Now, about that trick: Get the temperature just right, and keep it there. There are still a few things that you can control, within reason, even on an open fire. Just like in a charcoal grill, the best grilling happens when the charcoals are all glowing embers. Well, you can make that happen in a fire pit too. It takes time and work, but it can be done.
Today’s recipe isn’t a food recipe. Rather, today’s recipe is how to make a fire that will give you just about the right environment for open fire grilling.
- Two large logs, chopped to size to fit in your fire pit.
- A grill, and suitable supports for the grill.
- A medium pile of 1 to 2 inch thick sticks. This should be just about as much as you can reach your arms around.
- A medium pile of fully dry twigs, about the thickness of your pinky finger. This should be just about as much as you can reach your arms around.
- A medium pile of fully dry tinder. These are the small, very dry twigs, leaves, grass, bark, and anything else that's easily flammable. This should be slightly more than you can grab with your two hands.
- Lighter, matches, or other tool to light the fire.
- A suitable, legal, and safe fire pit.
- A large bucket of water to use to control or extinguish the fire, as needed.
- Some fire logs or split wood.
- Your meal. Steak, sausages, pork chops, loins, some fire-resistant vegetables. Higher starch veggies are best for this: carrots, zucchini & yellow squash, pineapple, onion, turnip, beet, etc.
- Some friends and/or family.
- Lay the two large logs into the fire pit so that they are close enough to hold the grill up themselves. With these in place, the grill supports that you plan to use can be more for control than necessity.
- Build up a small mound in between the two logs of the tinder. On top of this, place a few of the twigs, and a few of the sticks.
- Light the tinder.
- Carefully tend the fledgling blaze until it has started to spread to the twigs and stick. Build this up in the tepee fashion, encouraging the fire to grow strong quickly. What you want is a fast, hot burning fire with moderately small fuel.
- Add the twigs and sticks onto the fire as it grows.

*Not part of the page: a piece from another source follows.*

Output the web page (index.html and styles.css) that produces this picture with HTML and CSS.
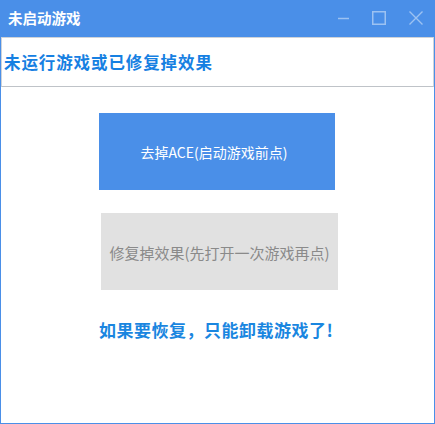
FILE: index.html
```html
<!DOCTYPE html>
<html>
<head>
<meta charset="utf-8">
<link rel="stylesheet" href="styles.css">
</head>
<body>
<div class="window">
  <div class="titlebar">
    <span class="title">未启动游戏</span>
    <div class="controls">
      <svg class="ctl ctl-min" width="14" height="14" viewBox="0 0 14 14"><line x1="2" y1="7.5" x2="13" y2="7.5" stroke="#9cc2f2" stroke-width="1.5"/></svg>
      <svg class="ctl ctl-max" width="16" height="16" viewBox="0 0 16 16"><rect x="1.75" y="1.75" width="12.5" height="12.5" fill="none" stroke="#9cc2f2" stroke-width="1.5"/></svg>
      <svg class="ctl ctl-close" width="16" height="16" viewBox="0 0 16 16"><path d="M1.5 1.5 L14.5 14.5 M14.5 1.5 L1.5 14.5" stroke="#9cc2f2" stroke-width="1.4"/></svg>
    </div>
  </div>
  <div class="body">
    <div class="status">未运行游戏或已修复掉效果</div>
    <div class="main">
      <div class="btn btn-primary">去掉ACE(启动游戏前点)</div>
      <div class="btn btn-gray">修复掉效果(先打开一次游戏再点)</div>
      <div class="note">如果要恢复，只能卸载游戏了!</div>
    </div>
  </div>
</div>
</body>
</html>
```
FILE: styles.css
```css
html, body { margin: 0; padding: 0; }
body {
  font-family: "Noto Sans CJK SC", "Liberation Sans", sans-serif;
  background: #ffffff;
}
.window {
  width: 435px;
  height: 424px;
  box-sizing: border-box;
  background: #4a8fe8;
  padding: 0 1px 1px 1px;
  display: flex;
  flex-direction: column;
}
.titlebar {
  height: 37px;
  flex: none;
  display: flex;
  align-items: center;
  padding-left: 7px;
  color: #ffffff;
}
.title {
  font-size: 14.5px;
  font-weight: 700;
  line-height: 1;
  margin-top: -1px;
}
.controls {
  margin-left: auto;
  display: flex;
  align-items: center;
  margin-top: -1px;
}
.ctl { display: block; }
.ctl-min { margin-right: 21px; }
.ctl-max { margin-right: 21px; }
.ctl-close { margin-right: 10px; }
.body {
  flex: 1;
  background: #ffffff;
  display: flex;
  flex-direction: column;
}
.status {
  height: 50px;
  box-sizing: border-box;
  border: 1px solid #cfd3d8;
  border-bottom-color: #bfc3c8;
  display: flex;
  align-items: center;
  padding-left: 2px;
  padding-bottom: 1px;
  font-size: 16.5px;
  font-weight: 700;
  color: #1680e2;
  letter-spacing: 0.9px;
}
.main {
  display: flex;
  flex-direction: column;
}
.btn {
  height: 77px;
  display: flex;
  align-items: center;
  justify-content: center;
  box-sizing: border-box;
  padding-top: 1px;
}
.btn-primary {
  width: 236px;
  margin: 26px 0 0 98px;
  background: #4a8fe8;
  color: #ffffff;
  font-size: 14px;
  padding-right: 6px;
}
.btn-gray {
  width: 237px;
  margin: 23px 0 0 100px;
  background: #e1e1e1;
  color: #8a8a8a;
  font-size: 15px;
}
.note {
  margin: 29px 0 0 98px;
  font-size: 17px;
  font-weight: 700;
  color: #1a86e0;
  line-height: 22px;
  letter-spacing: 0.5px;
}
```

- Carefully press the fire down, compressing it as it burns. This will keep it hot, keep the heat concentrated on the available fuel, and help to ensure that it burns down to coals sooner. Do not do this in a way that may cause injury to yourself or others.
- Continue to build the fire with the sticks and twigs, and compressing it down as you can, to keep it burning hot and fast.
- If done properly, this should burn down to embers in approximately 60 minutes from when the fire really got going. If you used slightly larger sticks, it may be more like 90 minutes.
- Once the flames have mostly died down (there should still be some flames dancing around), and there is an intense heat radiating from the remaining fire embers, carefully and slowly spread the embers out so that the heat is reasonably evenly spaced.
- Lay the grill down on top of the two containment logs, using your support for stabilization. This could be other sticks to support the edges of the grill. Be very careful, the fire should still be putting off an intense heat.
- Put the steaks and other meats down in the middle of the grill, and the veggies around the edges (if there's space).
- Grill these for about 10 minutes per side, or longer for a colder fire.
- After 20 minutes of total cook time, Serve and enjoy!
- If you want to continue to enjoy the fire, I recommend adding the fire logs and/or split wood to the fire pit as soon as possible after you're done cooking. The embers should still be plenty hot enough to re-kindle a respectable fire, and the larger fire wood should burn slowly, allowing you several more hours of enjoyment, socializing, and even perhaps other fire-roasting for subsequent meal courses.
- If you're removing the grill from the fire, be very careful. It is very hot, will burn your hand, and may cause damage to any surface it touches. I recommend using tongs to take it off the fire, and putting it into your water bucket (if the bucket is metal) or onto bare earth to cool.
If you're an adult, please exercise caution, care, and follow all applicable laws, regulations, and general guidance practices concerning fire in your area.
Once the cooking and eating is done, the meal was served, enjoyed, and cleaned up, sit back for some socializing, and enjoy your fire. You’ve earned it.